Frequently Asked Questions
Can water appear as both the acid and the base in these worksheets?
Yes — deliberately. Water is amphoteric: in the presence of a stronger acid it accepts a proton and acts as a base, forming H3O+ as its conjugate acid; in the presence of a stronger base it donates a proton and acts as an acid, forming OH- as its conjugate base. Several worksheets include reactions where water plays both roles across different equations, giving students direct practice recognizing that a species' behavior depends on what it's paired with, not on a fixed label.
How do I find the conjugate acid or base of any species quickly?
Add one H and increase the charge by one to get the conjugate acid of a base. Remove one H and decrease the charge by one to get the conjugate base of an acid. The charge adjustment is where students consistently slip — they locate the hydrogen atom, add or remove it, and stop.
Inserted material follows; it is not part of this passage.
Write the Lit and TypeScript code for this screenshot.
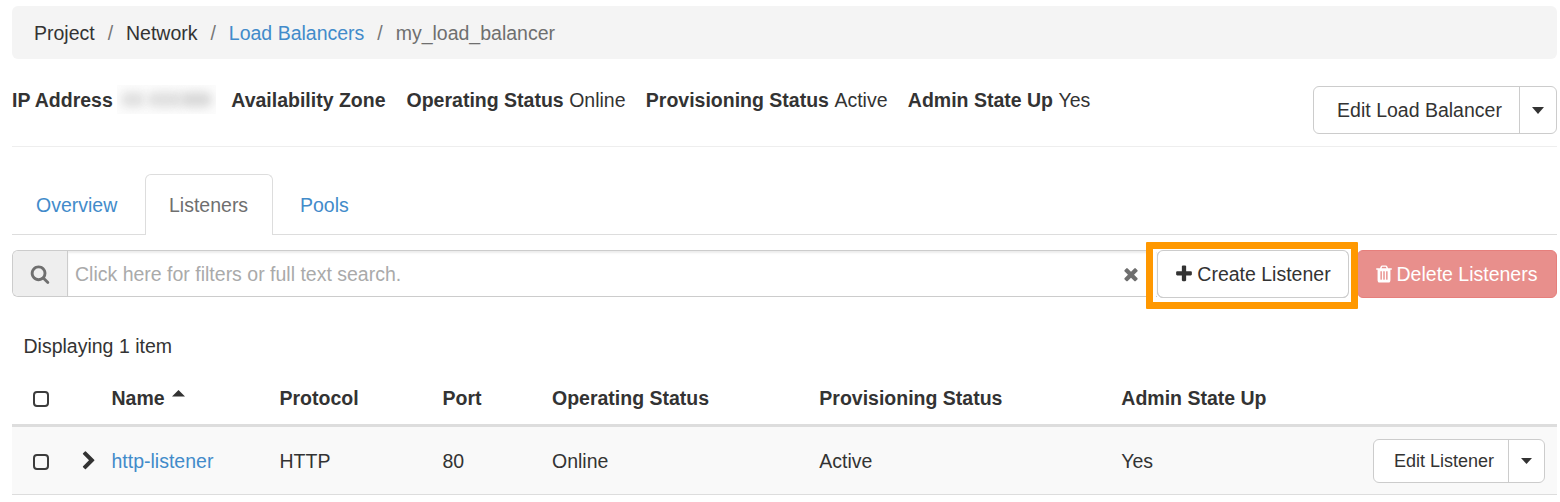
import { LitElement, html, css, svg } from "lit";
import { customElement, property } from "lit/decorators.js";

const ICONS: Record<string, string> = {
  search:
    "M1216 832q0-185-131.5-316.5t-316.5-131.5-316.5 131.5-131.5 316.5 131.5 316.5 316.5 131.5 316.5-131.5 131.5-316.5zm512 832q0 52-38 90t-90 38q-54 0-90-38l-343-342q-179 124-399 124-143 0-273.5-55.5t-225-150-150-225-55.5-273.5 55.5-273.5 150-225 225-150 273.5-55.5 273.5 55.5 225 150 150 225 55.5 273.5q0 220-124 399l343 343q37 37 37 90z",
  times:
    "M1490 1322q0 40-28 68l-136 136q-28 28-68 28t-68-28l-294-294-294 294q-28 28-68 28t-68-28l-136-136q-28-28-28-68t28-68l294-294-294-294q-28-28-28-68t28-68l136-136q28-28 68-28t68 28l294 294 294-294q28-28 68-28t68 28l136 136q28 28 28 68t-28 68l-294 294 294 294q28 28 28 68z",
  plus:
    "M1600 736v192q0 40-28 68t-68 28h-416v416q0 40-28 68t-68 28h-192q-40 0-68-28t-28-68v-416h-416q-40 0-68-28t-28-68v-192q0-40 28-68t68-28h416v-416q0-40 28-68t68-28h192q40 0 68 28t28 68v416h416q40 0 68 28t28 68z",
  trash:
    "M704 1376v-704q0-14-9-23t-23-9h-64q-14 0-23 9t-9 23v704q0 14 9 23t23 9h64q14 0 23-9t9-23zm256 0v-704q0-14-9-23t-23-9h-64q-14 0-23 9t-9 23v704q0 14 9 23t23 9h64q14 0 23-9t9-23zm256 0v-704q0-14-9-23t-23-9h-64q-14 0-23 9t-9 23v704q0 14 9 23t23 9h64q14 0 23-9t9-23zm-544-992h448l-48-117q-7-9-17-11h-317q-10 2-17 11zm928 32v64q0 14-9 23t-23 9h-96v948q0 83-47 143.5t-113 60.5h-832q-66 0-113-58.5t-47-141.5v-952h-96q-14 0-23-9t-9-23v-64q0-14 9-23t23-9h309l70-167q15-37 54-63t79-26h320q40 0 79 26t54 63l70 167h309q14 0 23 9t9 23z",
  chevron:
    "M1363 877l-742 742q-19 19-45 19t-45-19l-166-166q-19-19-19-45t19-45l531-531-531-531q-19-19-19-45t19-45l166-166q19-19 45-19t45 19l742 742q19 19 19 45t-19 45z",
};

@customElement("fa-icon")
export class FaIcon extends LitElement {
  @property() name = "search";
  static styles = css`
    :host { display: block; flex: none; width: 20px; height: 20px; }
    svg { display: block; width: 100%; height: 100%; }
  `;
  render() {
    return html`<svg viewBox="0 0 1792 1792" fill="currentColor">${svg`<path d=${ICONS[this.name]}></path>`}</svg>`;
  }
}

@customElement("split-button")
export class SplitButton extends LitElement {
  @property() label = "";
  static styles = css`
    :host { display: flex; box-sizing: border-box; border: 1px solid #ccc; border-radius: 6px; background: #fff; color: #333; }
    .label { flex: 1; display: flex; align-items: center; justify-content: center; white-space: nowrap; padding-left: var(--shift, 6px); }
    .toggle { box-sizing: border-box; width: var(--toggle, 37px); border-left: 1px solid #ccc; display: flex; align-items: center; justify-content: center; }
    svg { display: block; width: var(--caret, 12px); height: var(--caret-h, 7px); }
  `;
  render() {
    return html`
      <span class="label">${this.label}</span>
      <span class="toggle"><svg viewBox="0 0 12 6" preserveAspectRatio="none"><path d="M0 0h12l-6 6z" fill="#333"></path></svg></span>
    `;
  }
}

@customElement("app-root")
export class AppRoot extends LitElement {
  static styles = css`
    :host {
      display: block; box-sizing: border-box; width: 1560px; height: 502px; overflow: hidden;
      padding: 6px 3px 0 12px; background: #fff; color: #333;
      font: 19.5px/28px "Liberation Sans", Arial, sans-serif;
    }
    .crumbs { display: flex; align-items: center; height: 53px; box-sizing: border-box; padding: 0 22px 0; background: #f4f4f4; border-radius: 6px; white-space: pre; }
    .sep { color: #777; width: 31.3px; text-align: center; }
    .link { color: #428bca; }
    .muted { color: #6f6f6f; }
    .details { display: flex; justify-content: space-between; height: 88px; box-sizing: border-box; border-bottom: 1px solid #eee; padding-top: 27px; }
    .facts { display: flex; white-space: nowrap; height: 28px; }
    .fact { display: flex; gap: 5.5px; margin-right: 20.3px; }
    .masked { display: flex; align-items: center; width: 99px; height: 29px; margin-top: -1px; box-sizing: border-box; padding-left: 4px; overflow: hidden; background: #fcfcfc; }
    .ip { margin-right: 15px; gap: 4.5px; }
    .zone { margin-right: 21px; }
    .smudge { height: 15px; border-radius: 7px; background: #dfdfdf; filter: blur(5px); }
    .s1 { width: 24px; }
    .s2 { width: 36px; margin-left: 2px; }
    .s3 { width: 32px; margin-left: -3px; background: #d8d8d8; }
    b { font-weight: 700; }
    .edit-lb { width: 244px; height: 48px; --toggle: 37px; --shift: 6px; }
    .tabs { display: flex; height: 61px; margin-top: 27px; box-sizing: border-box; border-bottom: 1px solid #ddd; }
    .tab { box-sizing: border-box; height: 61px; padding: 1px 24px 0; display: flex; align-items: center; border: 0 solid #ddd; }
    .first { width: 133px; }
    .active { width: 128px; padding: 0 23px; color: #6f6f6f; background: #fff; border-width: 1px 1px 0; border-radius: 6px 6px 0 0; }
    .third { padding-left: 27px; }
    .toolbar { display: flex; height: 48px; margin-top: 15px; }
    .search { display: flex; width: 1145px; height: 47px; box-sizing: border-box; border: 1px solid #ccc; border-right: 0; border-radius: 6px 0 0 6px; overflow: hidden; }
    .addon { display: flex; align-items: center; justify-content: center; width: 55px; box-sizing: border-box; border-right: 1px solid #ccc; background: #eee; color: #6f6f6f; }
    .field { flex: 1; display: flex; align-items: center; justify-content: space-between; padding: 0 16px 0 7px; color: #aaa; box-shadow: inset 0 2px 2px rgba(0,0,0,.075); }
    .field fa-icon { color: #6f6f6f; }
    .btn { display: flex; align-items: center; justify-content: center; gap: 3px; box-sizing: border-box; height: 48px; border: 1px solid #ccc; border-radius: 6px; white-space: nowrap; }
    .create { position: relative; width: 192px; background: #fff; padding-right: 1px; }
    .ring { position: absolute; left: -12px; top: -9px; width: 212px; height: 67px; box-sizing: border-box; border: 7px solid #ff9800; border-radius: 1px; box-shadow: inset 0 0 0 3px #fff; }
    .create::before { content: ""; position: absolute; inset: -1px; box-sizing: border-box; border: 1px solid #ccc; border-radius: 6px; z-index: 1; }
    .delete { width: 200px; margin-left: 8px; padding-right: 3px; color: #fff; background: #e88f8c; border-color: #e67f7c; }
    .count { padding: 34px 0 0 11.5px; }
    .row { display: grid; grid-template-columns: 66px 33.5px 168px 163px 109.500px 267.300px 302px 1fr; align-items: center; box-sizing: border-box; }
    .head { height: 67px; padding-top: 12px; border-bottom: 3px solid #ddd; font-weight: 700; }
    .body { height: 68px; background: #f9f9f9; border-bottom: 1px solid #ddd; }
    .box { width: 16px; height: 16px; margin: 2px 0 0 21px; box-sizing: border-box; border: 2px solid #3c3c3c; border-radius: 4px; }
    .name { display: flex; gap: 7px; }
    .name svg { width: 13px; height: 7px; margin-top: 6px; }
    .last { display: flex; justify-content: space-between; align-items: center; padding-right: 12px; }
    .edit-l { width: 172px; height: 44px; font-size: 18px; --toggle: 36px; --shift: 6px; --caret: 11px; --caret-h: 6px; }
    .chev { margin-left: 1px; }
  `;

  private heads = ["Protocol", "Port", "Operating Status", "Provisioning Status", "Admin State Up"];
  private values = ["HTTP", "80", "Online", "Active"];
  private facts = [
    ["Operating Status", "Online"],
    ["Provisioning Status", "Active"],
    ["Admin State Up", "Yes"],
  ];

  render() {
    return html`
      <nav class="crumbs">
        <span>Project</span><span class="sep">/</span><span>Network</span><span class="sep">/</span><span class="link">Load Balancers</span><span class="sep">/</span><span class="muted">my_load_balancer</span>
      </nav>
      <section class="details">
        <div class="facts">
          <div class="fact ip"><b>IP Address</b><span class="masked"><i class="smudge s1"></i><i class="smudge s2"></i><i class="smudge s3"></i></span></div>
          <div class="fact zone"><b>Availability Zone</b></div>
          ${this.facts.map(([k, v]) => html`<div class="fact"><b>${k}</b><span>${v}</span></div>`)}
        </div>
        <split-button class="edit-lb" label="Edit Load Balancer"></split-button>
      </section>
      <nav class="tabs">
        <span class="tab first link">Overview</span>
        <span class="tab active">Listeners</span>
        <span class="tab third link">Pools</span>
      </nav>
      <section class="toolbar">
        <div class="search">
          <span class="addon"><fa-icon name="search"></fa-icon></span>
          <span class="field"><span>Click here for filters or full text search.</span><fa-icon name="times"></fa-icon></span>
        </div>
        <div class="btn create"><span class="ring"></span><fa-icon name="plus"></fa-icon><span>Create Listener</span></div>
        <div class="btn delete"><fa-icon name="trash"></fa-icon><span>Delete Listeners</span></div>
      </section>
      <div class="count">Displaying 1 item</div>
      <section>
        <div class="row head">
          <span class="box"></span><span></span>
          <span class="name">Name <svg viewBox="0 0 13 7"><path d="M0 6.500h13L6.500 0z" fill="#333"></path></svg></span>
          ${this.heads.map((h) => html`<span>${h}</span>`)}
        </div>
        <div class="row body">
          <span class="box"></span><fa-icon class="chev" name="chevron"></fa-icon><span class="link">http-listener</span>
          ${this.values.map((v) => html`<span>${v}</span>`)}
          <span class="last"><span>Yes</span><split-button class="edit-l" label="Edit Listener"></split-button></span>
        </div>
      </section>
    `;
  }
}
Repeated practice cements the habit of verifying charge balance as part of each answer, not as an afterthought that might get skipped.
Why include polyprotic acids if students find them difficult?
Because confusion over polyprotic species in a practice setting is far less costly than the same confusion on a unit test or in an AP free-response question. H2SO4 and H2CO3 appear in real equilibrium problems, buffer systems, and titration curve analysis. The core rule — one proton per conjugate pair, every time — is simple once stated directly, but students won't apply it reliably without encountering it in practice. Worksheets that avoid polyprotic examples leave a gap that shows up exactly when it matters most.
Where do these worksheets fit relative to Ka and Kb instruction?
Assign them before introducing equilibrium constants for acids and bases. Students who can fluently label conjugate pairs and articulate the inverse strength relationship find Ka and Kb expressions considerably more intuitive — the math maps onto something they already understand conceptually. The conjugate acid base pairs printable worksheets for 11th grade work best as the conceptual groundwork that makes the quantitative layer stick, not as a review tool pulled out after the fact.